The correlation coefficient \(r\) was the effect size measuring association between bib size and these other traits. 87 estimates of the correlation between bib size and male fighting ability (“status”) are included. The study included both published and unpublished data obtained from researchers. These data are from the Supplement file “Meta4.csv” of Sanchez-Tojar et al. (2018). Most of the correlations were obtained from behavioral observations made of birds in aviaries.

  1. View the data and examine it closely. The data set is not large, but it has aspects in common with larger compilations used in meta-analyses, and raises many of the same questions. First, there are many more entries than published studies. Repeated entries from the same study represent different nearby populations, or measurements taken in different years or on different interacting groups of individuals from the same population. Often these groups are small. Can the 87 effect sizes in the table therefore be considered independent? Should we average all the values from the same population, or from the same study, before continuing? Welcome to meta-analysis.

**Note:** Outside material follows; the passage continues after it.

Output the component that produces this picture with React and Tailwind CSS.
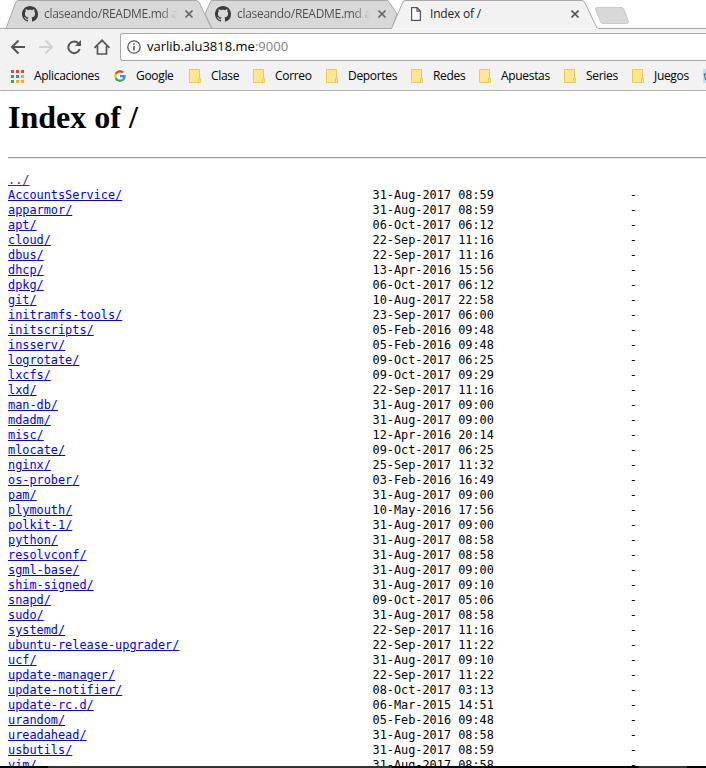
const dirs = `AccountsService|31-Aug-2017 08:59
apparmor|31-Aug-2017 08:59
apt|06-Oct-2017 06:12
cloud|22-Sep-2017 11:16
dbus|22-Sep-2017 11:16
dhcp|13-Apr-2016 15:56
dpkg|06-Oct-2017 06:12
git|10-Aug-2017 22:58
initramfs-tools|23-Sep-2017 06:00
initscripts|05-Feb-2016 09:48
insserv|05-Feb-2016 09:48
logrotate|09-Oct-2017 06:25
lxcfs|09-Oct-2017 09:29
lxd|22-Sep-2017 11:16
man-db|31-Aug-2017 09:00
mdadm|31-Aug-2017 09:00
misc|12-Apr-2016 20:14
mlocate|09-Oct-2017 06:25
nginx|25-Sep-2017 11:32
os-prober|03-Feb-2016 16:49
pam|31-Aug-2017 09:00
plymouth|10-May-2016 17:56
polkit-1|31-Aug-2017 09:00
python|31-Aug-2017 08:58
resolvconf|31-Aug-2017 08:58
sgml-base|31-Aug-2017 09:00
shim-signed|31-Aug-2017 09:10
snapd|09-Oct-2017 05:06
sudo|31-Aug-2017 08:58
systemd|22-Sep-2017 11:16
ubuntu-release-upgrader|22-Sep-2017 11:22
ucf|31-Aug-2017 09:10
update-manager|22-Sep-2017 11:22
update-notifier|08-Oct-2017 03:13
update-rc.d|06-Mar-2015 14:51
urandom|05-Feb-2016 09:48
ureadahead|31-Aug-2017 08:58
usbutils|31-Aug-2017 08:59
vim|31-Aug-2017 08:58`.split('\n').map((line) => line.split('|'));

const bookmarks = [
  { label: 'Clase', width: 'w-[64px]' },
  { label: 'Correo', width: 'w-[73px]' },
  { label: 'Deportes', width: 'w-[85px]' },
  { label: 'Redes', width: 'w-[68px]' },
  { label: 'Apuestas', width: 'w-[85px]' },
  { label: 'Series', width: 'w-[68px]' },
  { label: 'Juegos', width: 'w-[71px]' },
];

function GithubMark() {
  return (
    <svg className="h-4 w-4 shrink-0" viewBox="0 0 16 16" fill="#3c3c3c">
      <path d="M8 0C3.58 0 0 3.58 0 8c0 3.54 2.29 6.53 5.47 7.59.4.07.55-.17.55-.38 0-.19-.01-.82-.01-1.49-2.01.37-2.53-.49-2.69-.94-.09-.23-.48-.94-.82-1.13-.28-.15-.68-.52-.01-.53.63-.01 1.08.58 1.23.82.72 1.21 1.87.87 2.33.66.07-.52.28-.87.51-1.07-1.78-.2-3.64-.89-3.64-3.95 0-.87.31-1.59.82-2.15-.08-.2-.36-1.02.08-2.12 0 0 .67-.21 2.2.82.64-.18 1.32-.27 2-.27s1.36.09 2 .27c1.53-1.04 2.2-.82 2.2-.82.44 1.1.16 1.92.08 2.12.51.56.82 1.27.82 2.15 0 3.07-1.87 3.75-3.65 3.95.29.25.54.73.54 1.48 0 1.07-.01 1.93-.01 2.2 0 .21.15.46.55.38A8.01 8.01 0 0 0 16 8c0-4.42-3.58-8-8-8z" />
    </svg>
  );
}

function CloseMark({ color }) {
  return (
    <svg className="h-2 w-2 shrink-0" viewBox="0 0 8 8" stroke={color} strokeWidth="1.6">
      <path d="M.5 .5l7 7M7.5 .5l-7 7" />
    </svg>
  );
}

function Folder() {
  return (
    <svg className="h-[14px] w-3 shrink-0" viewBox="0 0 12 14">
      <path d="M.5 .5h10v9h1v4H.5z" fill="#ffe694" stroke="#ecc955" />
      <path d="M9.5 13v-3.5h2" fill="none" stroke="#ecc955" />
    </svg>
  );
}

function GithubTab() {
  return (
    <div className="flex h-7 items-center">
      <GithubMark />
      <span className="ml-[6px] w-[133px] whitespace-nowrap bg-linear-to-r from-[#4c4c4c] from-88% to-transparent bg-clip-text tracking-[-0.3px] text-transparent">
        claseando/README.md a
      </span>
      <span className="ml-[8px]"><CloseMark color="#696969" /></span>
    </div>
  );
}

function TabStrip() {
  return (
    <div className="relative h-[29px] bg-white text-xs tracking-[-0.2px]">
      <svg className="absolute inset-0" width="706" height="29" viewBox="0 0 706 29">
        <path d="M205 14L211 .5H388L397 14L392 28.5H212z" fill="#d8d8d8" stroke="#a9a9a9" />
        <path d="M6 28.5L15.5 3Q16.5 .5 18 .5H196Q198.500 .5 199.500 3L211.500 28.500z" fill="#d8d8d8" stroke="#a9a9a9" />
        <path d="M595.5 9Q595 7.500 597 7.500H621Q623 7.500 624 9L628.500 21.500Q629 23.500 627 23.500H603Q601 23.500 600.500 22z" fill="#d8d8d8" stroke="#cacaca" />
        <path d="M0 28.500H391.500L402.500 3Q403.500 .5 405 .5H582Q584 .5 585 3L596 26Q597 28.500 599 28.500H706" fill="#f2f2f2" stroke="#a9a9a9" />
      </svg>
      <div className="relative flex h-[29px] pl-[22px]">
        <div className="w-[193px]"><GithubTab /></div>
        <div className="w-[196px]"><GithubTab /></div>
        <div className="flex h-7 items-center">
          <svg className="h-[14px] w-[10px]" viewBox="0 0 10 14" fill="#fff" stroke="#555" strokeWidth="1.200">
            <path d="M.6 .6h5.500l3.300 3.500v9.300H.6zM6 .6v3.600h3.400" />
          </svg>
          <span className="ml-[9px] w-[141px] text-[#222]">Index of /</span>
          <CloseMark color="#555" />
        </div>
      </div>
    </div>
  );
}

function Toolbar() {
  return (
    <div className="flex h-[33px] items-start bg-[#f2f2f2] pt-1">
      <svg className="h-7 w-[120px] shrink-0" viewBox="0 0 120 28" fill="none" strokeWidth="2">
        <path d="M25 14H12.500M18.500 7.500L12 14l6.500 6.500" stroke="#555" />
        <path d="M39 14h12.500M45.500 7.500L52 14l-6.500 6.500" stroke="#d1d1d1" />
        <path d="M78.500 10.500A5.800 5.800 0 1 0 79.700 16" stroke="#555" />
        <path d="M81 7v6h-6z" fill="#555" />
        <path d="M94.500 14.800L102 7.300l7.500 7.500M97.500 13v8h9v-8" stroke="#555" strokeWidth="1.700" />
      </svg>
      <div className="flex h-7 flex-1 items-center rounded-l-[3px] border border-r-0 border-[#a9a9a9] bg-white pl-[6px]">
        <svg className="h-[14px] w-[14px]" viewBox="0 0 14 14" fill="none" stroke="#555" strokeWidth="1.300">
          <circle cx="7" cy="7" r="6.200" />
          <path d="M7 6v4.500M7 3.300v1.500" strokeWidth="1.600" />
        </svg>
        <span className="ml-[6px] text-[13px] text-black">varlib.alu3818.me<span className="text-[#808080]">:9000</span></span>
      </div>
    </div>
  );
}

function BookmarksBar() {
  return (
    <div className="flex h-[29px] items-center overflow-hidden border-b border-[#b0b0b0] bg-[#f2f2f2] pl-[11px] text-xs tracking-[-0.32px] text-black">
      <svg className="h-[13px] w-[13px] shrink-0" viewBox="0 0 13 13">
        <path d="M0 0h3v3H0zM5 0h3v3H5zM10 0h3v3h-3z" fill="#ea4335" />
        <path d="M0 5h3v3H0zM0 10h3v3H0z" fill="#34a853" />
        <path d="M5 5h3v3H5z" fill="#1a8cff" />
        <path d="M10 5h3v3h-3zM5 10h3v3H5zM10 10h3v3h-3z" fill="#fbaf05" />
      </svg>
      <span className="ml-[10px] w-[79px] shrink-0">Aplicaciones</span>
      <svg className="h-[14px] w-[14px] shrink-0 rounded-full bg-white p-px" viewBox="0 0 48 48">
        <path fill="#EA4335" d="M24 9.500c3.540 0 6.710 1.220 9.210 3.600l6.850-6.850C35.900 2.380 30.470 0 24 0 14.620 0 6.510 5.380 2.560 13.220l7.980 6.190C12.430 13.720 17.740 9.500 24 9.500z" />
        <path fill="#4285F4" d="M46.980 24.550c0-1.570-.15-3.090-.38-4.550H24v9.020h12.940c-.58 2.960-2.260 5.480-4.780 7.180l7.730 6c4.510-4.180 7.090-10.360 7.090-17.650z" />
        <path fill="#FBBC05" d="M10.530 28.590c-.48-1.450-.76-2.990-.76-4.590s.27-3.140.76-4.590l-7.980-6.190C.92 16.460 0 20.120 0 24s.92 7.540 2.560 10.780l7.970-6.190z" />
        <path fill="#34A853" d="M24 48c6.480 0 11.930-2.130 15.890-5.810l-7.730-6c-2.150 1.450-4.920 2.300-8.160 2.300-6.260 0-11.570-4.220-13.470-9.910l-7.980 6.190C6.510 42.620 14.620 48 24 48z" />
      </svg>
      <span className="ml-[9px] w-[53px] shrink-0">Google</span>
      {bookmarks.map(({ label, width }) => (
        <div key={label} className={`flex shrink-0 items-center gap-[10px] ${width}`}>
          <Folder />
          <span>{label}</span>
        </div>
      ))}
      <svg className="h-4 w-[3px] shrink-0" viewBox="0 0 3 16">
        <path d="M0 1h3v14H0z" fill="#bfdff8" />
        <path d="M3 6H1l1 2v3l1 1" fill="none" stroke="#555" />
      </svg>
    </div>
  );
}

export default function App() {
  return (
    <div className="flex h-[768px] w-[706px] flex-col overflow-hidden bg-white font-['Open_Sans','Noto_Sans',sans-serif]">
      <TabStrip />
      <Toolbar />
      <BookmarksBar />
      <main className="min-h-0 flex-1 overflow-hidden pl-2">
        <h1 className="mt-[8px] font-['Liberation_Serif',serif] text-[32px] leading-[36px] font-bold text-black">Index of /</h1>
        <hr className="mt-[22px] h-[2px] border-t border-b border-t-[#9a9a9a] border-b-[#eee]" />
        <div className="mt-[14px] font-['DejaVu_Sans_Mono',monospace] text-[11.870px] leading-[15px] whitespace-nowrap text-black">
          <div className="h-[15px]"><a className="text-[#551a8b] underline">../</a></div>
          {dirs.map(([name, date]) => (
            <div key={name} className="flex h-[15px]">
              <div className="w-[364.500px]"><a className="text-[#0000ee] underline">{name}/</a></div>
              <div className="w-[257.300px]">{date}</div>
              <div>-</div>
            </div>
          ))}
        </div>
      </main>
      <div className="flex h-[2px] shrink-0 bg-black">
        <div className="ml-12 w-[344px] bg-[#333]" />
        <div className="ml-[247px] w-12 bg-[#333]" />
      </div>
    </div>
  );
}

    For the purposes of this exercise, let’s treat the 87 effect sizes as though they are independent and belong to a single fixed class. I hope this does not shock you.

  2. Create a simple scatter or “funnel” plot depicting the relationship between effect size and sample size for the house sparrow data. Include a dashed line in the plot for \(r = 0\). Does it show the expected funnel shape? Why?

  3. Statistical analysis of correlations begins by converting \(r\) to the Fisher’s \(z\)-scale. The reason is that on the \(z\)-scale, the sampling distribution for the correlation is approximately normal and the standard error is independent of \(z\). The transformed variable is indicated by the variable \(Zr\). The transformation is
    \(z = 0.5 \ln((1 + r)/(1 - r))\), or equivalently, \(z = \tanh^{-1}(r)\).

  4. A convenient feature of the Fisher \(z\) is that the approximate standard error of an estimate depends only on the sample size \(N\) (i.e., number of birds) used in each study. The squared standard error is indicated by the variable \(VZr\). The formula is \(\textrm{SE}_z=1/\sqrt{N-3}\).


Fixed effects meta-analysis

Under the fixed effects model, we assume that all studies in the meta-analysis share the same true effect size. The variation among the studies are assumed to result only from sampling error (i.e., chance). For the purposes of this exercise, let’s begin by fitting the fixed effects model to the sparrow data. Perhaps the fixed effects model is reasonable: the different studies were all carried out on the same species (house sparrow), and they correlated the same variables measured in similar (though not identical) ways. Fitting the fixed effects model involves calculating a weighted average of the separate correlations to yield an estimate the one true effect size.

  1. To estimate the mean effect size, we will weight each correlation according to the magnitude of its sampling variance, which takes into account the different sample sizes of the studies. Each weight is the inverse of the squared standard error. Calculate the weights for Fisher’s \(z\) for the sparrow data. The formula for the standard error is given above.

  2. Fit the model by calculating the weighted mean, \(\bar z\), of the \(z\)-transformed correlations. R will calculate a weighted mean if you ask it. The result is your estimate of the true mean effect size. In what way does it differ from the unweighted mean of the \(z\)-transformed correlations?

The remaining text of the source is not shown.